Dask cluster

Notes about running a small Dask cluster with Distributed workers in your CoCalc project for prototyping and educational use.

Start cluster

  1. Create a Linux Terminal, e.g. dask.term

  2. Use the split buttons at the top right to split it horizontally and vertically into 4 panels (see Frame Editor for more details).

  3. Start the Scheduler in the first terminal panel:

    dask-scheduler --dashboard-prefix $COCALC_PROJECT_ID/port/8787
    

    The configuration for the dashboard is necessary to make it work at that URL:

    https://cocalc.com/<PROJECT UUID>/port/8787/status
    
  1. Start three works in the other 3 panels via:

    dask-worker tcp://localhost:8786 \
        --dashboard-prefix $COCALC_PROJECT_ID/port/8787 \
        --local-directory ~/dask-worker \
        --nthreads 1 --nprocs 1 --memory-limit 256M
    
    • connecting to localhost (not the IP address, which is changing between project restarts!)

    • set the local directory to ~/dask-worker in your home directory (all their data will be there, when shutting down the cluster, you can get rid of all temp data at once by removing that directory)

    • threads: just one

    • processes: also just one

    • and a conservative memory limit per worker.

    Note

    If you run into memory-limit issues for individual workers, switch to running two clients with 512M memory limit. You can also get memory upgrades to be able to allocate more. In case you only run two workers, you can start htop in the 4th panel in order to keep an eye on all running processes in your project.

Note

Tipp: in each panel of the terminal, there is an icon with a “rocket”. Click it to open up a startup initialization script of that very panel. Paste these commands right there, and the next time you start your project and open up that terminal (just keep that tab opened), all init commands for each panel will run. That way, your little cluster is always spun up when you work in your project. If there is an issue, run Ctrl-c and then Ctrl-d to interrupt and exit the running instance. It will respan and run that init command again…

Connect with a client

  1. Create a Jupyter Notebook, e.g. dask.ipynb.

  2. Configure Dask to set the temporary directory to be in your project’s files (the /tmp directory is virtual and in memory). The config below also enables work stealing, because we’re on the same node anyways. The snippet below should get you started:

    import dask
    import dask.distributed
    import os
    dask.config.set({
        'temporary_directory': os.path.expanduser('~/tmp'),
        'scheduler.work-stealing': True
    })
    
  1. Create you client, it should return a general status information (how many clients, memory, etc.):

    from dask.distributed import Client
    client = Client('127.0.0.1:8786')
    client
    
    dask example

If that worked, congratulations! You can start submitting tasks to your little cluster!

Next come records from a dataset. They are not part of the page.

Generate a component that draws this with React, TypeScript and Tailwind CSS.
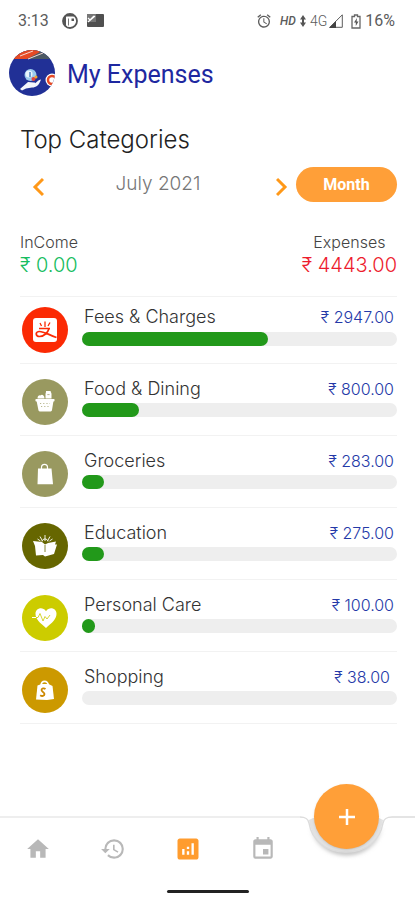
import type { ReactNode } from "react";
import { MdAlarm, MdAnalytics, MdEvent, MdHistory, MdHome } from "react-icons/md";

function TransferIcon() {
  return (
    <svg viewBox="0 0 24 24" className="size-6" aria-hidden="true">
      <rect width="24" height="24" rx="3" fill="#fff" />
      <path d="M7 5l1.500 3M12 3.500V9M17 4.500L15 8M6 10.500h11" fill="none" stroke="#fb2a04" strokeWidth="1.300" />
      <path d="M16 10.500c-1 4-5 8-9.500 8-4 0-4.500-4.500-.5-5 4-.4 8 2.500 17.500 6" fill="none" stroke="#fb2a04" strokeWidth="1.700" />
    </svg>
  );
}

function BasketIcon() {
  return (
    <svg viewBox="0 0 24 24" className="size-6" fill="#fff" aria-hidden="true">
      <path d="M3 9h18c.8 0 .8 2.400 0 2.400h-.6L19 20c-.1.800-.6 1.400-1.400 1.400H6.800c-.8 0-1.300-.6-1.400-1.400l-1.700-8.600H3c-.8 0-.8-2.400 0-2.400z" />
      <path d="M12.500 8.400V4c0-.6.500-1.200.5-3h4.600c0 1.200.9 1.500.9 3v4.400zM4.500 8.400c0-2.400 1.500-3.400 3-3 1-1.500 4-.9 4 3z" />
      <path d="M14.300 4.600h2.300" stroke="#999960" strokeWidth=".7" />
      <path d="M7 13.500h10M8 16.500h8" stroke="#999960" strokeWidth=".7" strokeDasharray="1.200 2" />
    </svg>
  );
}

function BagIcon() {
  return (
    <svg viewBox="0 0 24 24" className="size-6" aria-hidden="true">
      <path d="M5 6.500h13.500L20 22.300H4.500z" fill="#fff" />
      <path d="M8.500 9V5.500c0-4.200 6-4.200 6 0V9" fill="none" stroke="#fff" strokeWidth="1.200" />
    </svg>
  );
}

function BookIcon() {
  return (
    <svg viewBox="0 0 28 28" className="size-7" aria-hidden="true">
      <path d="M2 9l9 1 3 2.500 3-1.500 8-1.500-1 3h2l-3 9.500-9 2.500-2-1.500-7 .5L4 14z" fill="#fff" />
      <path d="M14 13v7" stroke="#666600" strokeWidth=".8" fill="none" />
      <path d="M14 9V3M11.500 9L9 4.500M16.500 9L19 4.500M9.500 9L6.500 7M18.500 9l3-2" stroke="#fff" strokeWidth=".9" />
      <path d="M11 9.500c.5-3.400 5.500-3.400 6 0" fill="none" stroke="#fff" strokeWidth=".9" />
    </svg>
  );
}

function HeartIcon() {
  return (
    <svg viewBox="0 0 26 26" className="size-[26px]" aria-hidden="true">
      <path d="M14 23C8 18 3.500 14 3.500 8.800c0-5.600 7-7.800 10.500-2.600 3.500-5.200 10.500-3 10.500 2.600C24.500 14 20 18 14 23z" fill="#fff" />
      <path d="M3 12.500h3l2-4 3 7.500 2-4.500 2 2.500 3-4" fill="none" stroke="#cccc00" strokeWidth=".8" />
      <path d="M0 12.500h4" stroke="#fff" strokeWidth="1" />
    </svg>
  );
}

function ShopIcon() {
  return (
    <svg viewBox="0 0 22 22" className="size-[22px]" aria-hidden="true">
      <path d="M3.500 6.500l4-1.500h7l4 2L20 20l-7 1-11-.5z" fill="#fff" />
      <path d="M7 6.500c.5-5.500 6.500-5.500 7.500 0" fill="none" stroke="#fff" strokeWidth="1.600" />
      <path d="M11.500 10c-1.500-1.200-4-.9-4 1.100 0 1.800 3 2 3 4 0 2-2.500 2.400-4.300 1.200" fill="none" stroke="#cc8800" strokeWidth="1.800" />
    </svg>
  );
}

type Category = { name: string; amount: string; share: number; disc: string; icon: ReactNode };

const categories: Category[] = [
  { name: "Fees & Charges", amount: "2947.00", share: 59, disc: "bg-[#fb2a04]", icon: <TransferIcon /> },
  { name: "Food & Dining", amount: "800.00", share: 18, disc: "bg-[#999960]", icon: <BasketIcon /> },
  { name: "Groceries", amount: "283.00", share: 7, disc: "bg-[#999960]", icon: <BagIcon /> },
  { name: "Education", amount: "275.00", share: 7, disc: "bg-[#666600]", icon: <BookIcon /> },
  { name: "Personal Care", amount: "100.00", share: 4, disc: "bg-[#cccc00]", icon: <HeartIcon /> },
  { name: "Shopping", amount: "38.00", share: 0, disc: "bg-[#cc9900]", icon: <ShopIcon /> },
];

function StatusBar() {
  return (
    <div className="flex h-[42px] items-center justify-between pr-5 pl-[18px] font-[Roboto,sans-serif] text-base text-[#5c5c5c]">
      <div className="flex items-center">
        <span className="w-11">3:13</span>
        <svg viewBox="0 0 16 16" className="size-4" aria-hidden="true">
          <circle cx="8" cy="8" r="7" fill="#fff" stroke="#555" strokeWidth="1.800" />
          <path d="M8 1a7 7 0 0 0-4 12.700V3.500h8.500A7 7 0 0 0 8 1z" fill="#555" />
          <path d="M5 4.500h7v4H8.500v5H5z" fill="#fff" />
          <path d="M6.500 5.500v7" stroke="#777" strokeWidth="1" />
          <path d="M9.500 5.500H12v2.500H9.500z" fill="#555" />
        </svg>
        <svg viewBox="0 0 17 14" className="ml-[9px] h-[14px] w-[17px]" aria-hidden="true">
          <rect width="17" height="13" rx="1" fill="#505050" />
          <path d="M0 0h9v8H0z" fill="#777" />
          <path d="M1 8l7-6M1 4l2 2 4-4" fill="none" stroke="#fff" strokeWidth="1.200" />
        </svg>
      </div>
      <div className="flex items-center">
        <MdAlarm className="size-4" />
        <span className="ml-2 text-xs font-medium italic">HD</span>
        <svg viewBox="0 0 6 12" className="mx-1 h-3 w-[6px]" fill="#555" aria-hidden="true">
          <path d="M3 0l3 4.500H4v3h2L3 12 0 7.500h2v-3H0z" />
        </svg>
        <span className="text-sm font-light">4G</span>
        <svg viewBox="0 0 14 14" className="ml-[2px] size-[14px]" aria-hidden="true">
          <path d="M.8 13.300H13.300V.8z" fill="none" stroke="#5c5c5c" strokeWidth="1" />
          <path d="M0 14h7V7z" fill="#444" />
        </svg>
        <svg viewBox="0 0 10 15" className="mr-1 ml-2 h-[15px] w-[10px]" aria-hidden="true">
          <path d="M1 2.500h2.500V1h3v1.500H9V14H1z" fill="none" stroke="#666" strokeWidth="1.300" />
          <path d="M6 4L3 8.500h1.800V12L7.500 7.500H5.600z" fill="#555" />
        </svg>
        <span>16%</span>
      </div>
    </div>
  );
}

function Avatar() {
  return (
    <svg viewBox="0 0 46 46" className="size-[46px]" role="img" aria-label="Profile">
      <defs>
        <clipPath id="disc"><circle cx="23" cy="23" r="23" /></clipPath>
      </defs>
      <g clipPath="url(#disc)">
        <rect width="46" height="46" fill="#213096" />
        <path d="M0 0h46v9H0z" fill="#4c5963" />
        <path d="M0 9L14 0h15l2 2L18 9z" fill="#e64a25" />
        <path d="M19 9L34 3M11 6l13-5" stroke="#f6d8d0" strokeWidth="1" />
        <circle cx="21.500" cy="25" r="6" fill="#9bcbed" />
        <circle cx="20" cy="24" r="3.500" fill="#e8f5fb" />
        <path d="M21 22v5" stroke="#3470b8" strokeWidth="1.300" />
        <circle cx="24.500" cy="29" r="2" fill="#e3433b" />
        <circle cx="27" cy="27" r="1.500" fill="#f1a92d" />
        <path d="M11 39l8-7 6 .5c2 0 1 2-1 2 3-1 5-5 8-5-2 6-5 8-9 8l-6 1-4 2z" fill="#f4f6fb" />
        <circle cx="43" cy="30" r="6.500" fill="#fff" />
        <circle cx="43" cy="30" r="4" fill="none" stroke="#e64a25" strokeWidth="2.500" />
      </g>
    </svg>
  );
}

function Chevron({ d }: { d: string }) {
  return (
    <svg viewBox="0 0 12 20" className="h-5 w-3" fill="none" stroke="#ff9818" strokeWidth="3" aria-hidden="true">
      <path d={d} />
    </svg>
  );
}

function CategoryRow({ name, amount, share, disc, icon }: Category) {
  return (
    <li className="flex h-[72px] items-center gap-[14px] border-b border-[#f2f2f2] pt-1 pl-[2px] first:h-[67px] first:pt-0">
      <div className={"flex size-[46px] shrink-0 items-center justify-center rounded-full text-white " + disc}>{icon}</div>
      <div className="flex-1 pb-[10px]">
        <div className="flex h-[27px] items-center justify-between pr-[3px] pb-[2px] pl-[2px]">
          <span className="text-lg font-light text-[#333]">{name}</span>
          <span className={"text-base font-light text-[#2439a8]" + (share === 0 ? " pr-1" : "")}>₹ {amount}</span>
        </div>
        <div className="h-[14px] rounded-full bg-[#eee]">
          <div className="h-full rounded-full bg-[#22991a]" style={{ width: share + "%" }} />
        </div>
      </div>
    </li>
  );
}

function BottomNav() {
  const item = "flex flex-1 items-center justify-center";
  return (
    <footer className="relative mt-auto h-[84px]">
      <div className="mr-[115px] h-[2px] bg-[#eee]" />
      <svg viewBox="0 0 115 60" className="absolute top-0 right-0 h-[60px] w-[115px]" fill="none" aria-hidden="true">
        <defs>
          <filter id="soft" x="-20%" y="-20%" width="140%" height="150%"><feGaussianBlur stdDeviation="2" /></filter>
        </defs>
        <path d="M11 11a36 34 0 0 0 71 0a38 36 0 0 1-71 0" fill="#bbb" filter="url(#soft)" />
        <path d="M9 4c3 20 16 32 37 32S80 24 83 4l-4-2H13z" fill="#e2e2e2" />
        <path d="M0 1c6 0 8 2 9 6 3 18 17 29 37 29s34-11 37-29c1-4 3-6 9-6h23" stroke="#dcdcdc" strokeWidth="1.500" />
      </svg>
      <button type="button" aria-label="Add expense" className="absolute -top-8 right-9 flex size-[65px] items-center justify-center rounded-full bg-[#ff9f38] shadow-sm">
        <svg viewBox="0 0 18 18" className="size-[18px]" stroke="#fff" strokeWidth="2.500" aria-hidden="true"><path d="M9 1v16M1 9h16" /></svg>
      </button>
      <nav className="mr-[115px] flex h-[62px] text-[#b8b8b8]">
        <a href="#home" aria-label="Home" className={item}><MdHome className="size-[26px]" /></a>
        <a href="#history" aria-label="History" className={item}><MdHistory className="size-[26px]" /></a>
        <a href="#analytics" aria-label="Analytics" className={item + " text-[#ff9c2e]"}><MdAnalytics className="size-7" /></a>
        <a href="#calendar" aria-label="Calendar" className={item}><MdEvent className="size-[26px]" /></a>
      </nav>
      <div className="mx-auto mt-[10px] h-[3px] w-[82px] rounded-full bg-[#222]" />
    </footer>
  );
}

export default function App() {
  return (
    <div className="flex min-h-screen flex-col bg-white font-[Inter,sans-serif]">
      <StatusBar />
      <header className="flex h-[62px] items-center gap-3 pl-[9px]">
        <Avatar />
        <h1 className="pt-1 font-[Roboto,sans-serif] text-[25px] text-[#1e28a0]">My Expenses</h1>
      </header>
      <main className="pr-[18px] pl-5">
        <h2 className="mt-5 text-2xl leading-8 font-light text-[#222]">Top Categories</h2>
        <div className="mt-[11px] flex h-[35px] items-center">
          <button type="button" aria-label="Previous month" className="mt-1 ml-3"><Chevron d="M11 2L3 10l8 8" /></button>
          <span className="flex-1 pr-4 pl-3 text-center text-[19px] font-light text-[#777]">July 2021</span>
          <button type="button" aria-label="Next month" className="mt-1 mr-2"><Chevron d="M1 2l8 8-8 8" /></button>
          <button type="button" className="h-[35px] w-[101px] rounded-full bg-[#ff9f38] font-[Roboto,sans-serif] text-base font-bold text-white">Month</button>
        </div>
        <div className="mt-[30px] flex justify-between">
          <div>
            <div className="text-base leading-5 font-light text-[#444]">InCome</div>
            <div className="text-xl leading-[26px] font-light text-[#16bd60]">₹ 0.00</div>
          </div>
          <div className="text-center">
            <div className="text-base leading-5 font-light text-[#444]">Expenses</div>
            <div className="text-xl leading-[26px] font-light text-[#ed1c2e]">₹ 4443.00</div>
          </div>
        </div>
        <ul className="mt-[18px] border-t border-[#f2f2f2]">
          {categories.map((c) => <CategoryRow key={c.name} {...c} />)}
        </ul>
      </main>
      <BottomNav />
    </div>
  );
}
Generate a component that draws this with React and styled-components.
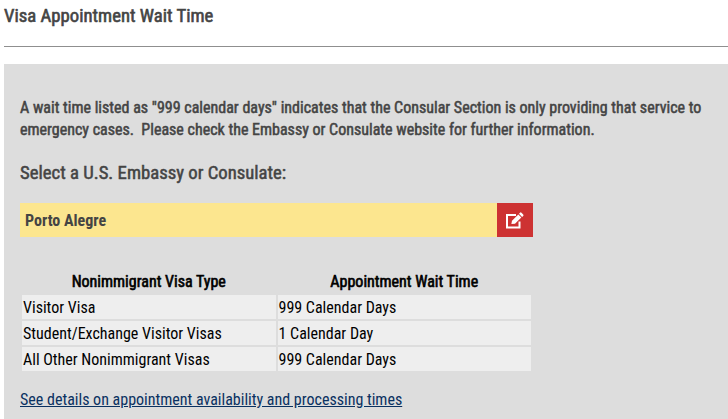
import React from "react";
import styled, { createGlobalStyle } from "styled-components";

const waitTimes = [
  { type: "Visitor Visa", wait: "999 Calendar Days" },
  { type: "Student/Exchange Visitor Visas", wait: "1 Calendar Day" },
  { type: "All Other Nonimmigrant Visas", wait: "999 Calendar Days" },
];

const EditIcon = () => (
  <svg width="18" height="17" viewBox="0 0 18 17" fill="none" aria-hidden="true">
    <path d="M10 3H1V15.5H13.5V9.5" stroke="#fff" strokeWidth="2" />
    <path d="M5.4 12L6 8.8L12.3 2.5L15.3 5.5L9 11.8Z" fill="#fff" />
    <path d="M13 1.7L14 0.7Q14.7 0 15.5 0.7L17.2 2.4Q17.9 3.2 17.2 3.9L16.1 4.9Z" fill="#fff" />
  </svg>
);

const App = () => {
  return (
    <Page>
      <GlobalStyle />
      <Title>Visa Appointment Wait Time</Title>
      <Divider />
      <Panel>
        <Notice>
          A wait time listed as "999 calendar days" indicates that the Consular Section is only providing that service to
          <br />
          emergency cases.&nbsp; Please check the Embassy or Consulate website for further information.
        </Notice>
        <Label>Select a U.S. Embassy or Consulate:</Label>
        <Picker>
          <City>Porto Alegre</City>
          <EditButton aria-label="Edit">
            <EditIcon />
          </EditButton>
        </Picker>
        <Table>
          <thead>
            <tr>
              <Th>Nonimmigrant Visa Type</Th>
              <Th>Appointment Wait Time</Th>
            </tr>
          </thead>
          <tbody>
            {waitTimes.map(({ type, wait }) => (
              <tr key={type}>
                <Td>{type}</Td>
                <Td>{wait}</Td>
              </tr>
            ))}
          </tbody>
        </Table>
        <DetailsLink href="#">See details on appointment availability and processing times</DetailsLink>
      </Panel>
    </Page>
  );
};

export default App;

const GlobalStyle = createGlobalStyle`
  body {
    margin: 0;
    background-color: #fff;
    font-family: "Roboto Condensed", Roboto, sans-serif;
    font-stretch: 75%;
    overflow: hidden;
  }
`;

const Page = styled.div`
  box-sizing: border-box;
  height: 419px;
  padding-left: 4px;
  display: flex;
  flex-direction: column;
`;

const Title = styled.h3`
  margin: 0;
  padding-top: 5px;
  height: 46px;
  box-sizing: border-box;
  font-size: 18.72px;
  line-height: 22px;
  font-weight: 400;
  -webkit-text-stroke: 0.6px;
  color: #444;
  white-space: nowrap;
`;

const Divider = styled.hr`
  width: 100%;
  height: 1px;
  margin: 0 0 17px;
  border: 0;
  background-color: #8f8f8f;
`;

const Panel = styled.div`
  flex: 1;
  padding: 33px 0 0 16px;
  background-color: #ddd;
`;

const Notice = styled.p`
  margin: 0 0 20px;
  font-size: 16px;
  line-height: 22px;
  font-weight: 400;
  -webkit-text-stroke: 0.5px;
  color: #444;
  white-space: nowrap;
`;

const Label = styled.div`
  margin-bottom: 18px;
  font-size: 18.72px;
  line-height: 24px;
  font-weight: 400;
  -webkit-text-stroke: 0.5px;
  color: #444;
`;

const Picker = styled.div`
  display: flex;
  width: 513px;
  height: 34px;
  margin-bottom: 30px;
`;

const City = styled.div`
  flex: 1;
  padding-left: 5px;
  background-color: #fce68f;
  font-size: 16px;
  line-height: 36px;
  height: 34px;
  font-weight: 700;
  color: #444;
`;

const EditButton = styled.button`
  display: flex;
  align-items: center;
  justify-content: center;
  width: 36px;
  padding: 0;
  border: 0;
  background-color: #cd3232;
  color: #fff;
  cursor: pointer;
`;

const Table = styled.table`
  width: 513px;
  table-layout: fixed;
  border-spacing: 2px;
  margin-bottom: 16px;
  font-size: 16px;
  line-height: 22px;
  color: #000;
`;

const Th = styled.th`
  padding: 2px 1px 0;
  font-weight: 400;
  -webkit-text-stroke: 0.6px;
  text-align: center;
`;

const Td = styled.td`
  padding: 2px 1px 0;
  background-color: #eee;
`;

const DetailsLink = styled.a`
  font-size: 16px;
  line-height: 22px;
  color: #0a3161;
  text-decoration: underline;
  white-space: nowrap;
`;
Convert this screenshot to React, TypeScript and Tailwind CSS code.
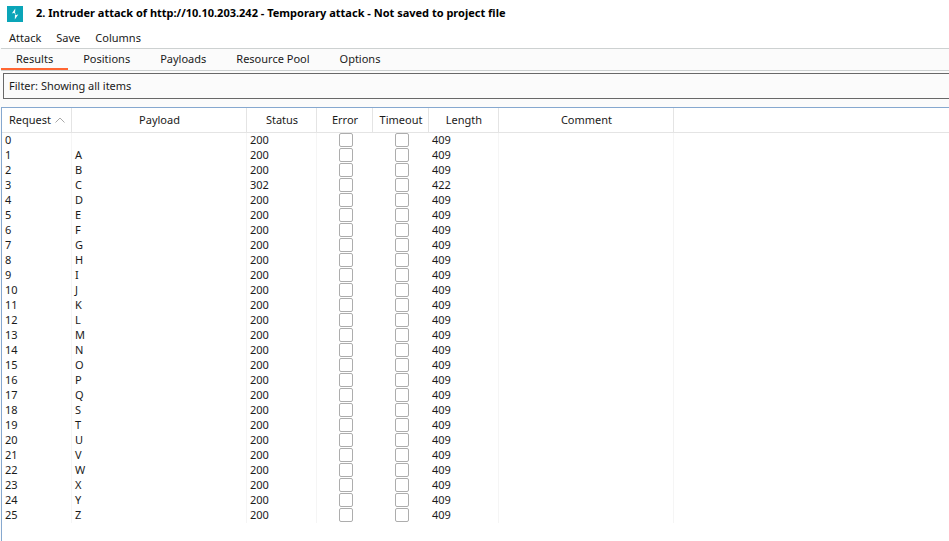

From here, you can also check the actual configuration:

dask.config.config

First example

To get started with a small example, let’s compute the sum of the first 1000 integers using Bags:

import dask.bag as db
nums = db.from_sequence(range(1000), npartitions=10)
nums.sum().compute()

It should return:

499500

Dashboard

Once your cluster is running and the scheduler’s prefix is setup correctly (see above), open the dashboard’s URL in a new browser tab. Make sure to replace the placeholder with your project’s UUID:

https://cocalc.com/<PROJECT UUID>/port/8787/status

For example:

https://cocalc.com/4c4ad130-62bf-47f0-8dbd-6bd1fef1a6fa/port/8787/status

Multi-project/-node cluster

This setup runs several workers inside the same project. This allows to scale up with the number of available cores and memory, but no further. Right now, it is not possible to define a cluster made of several projects on CoCalc.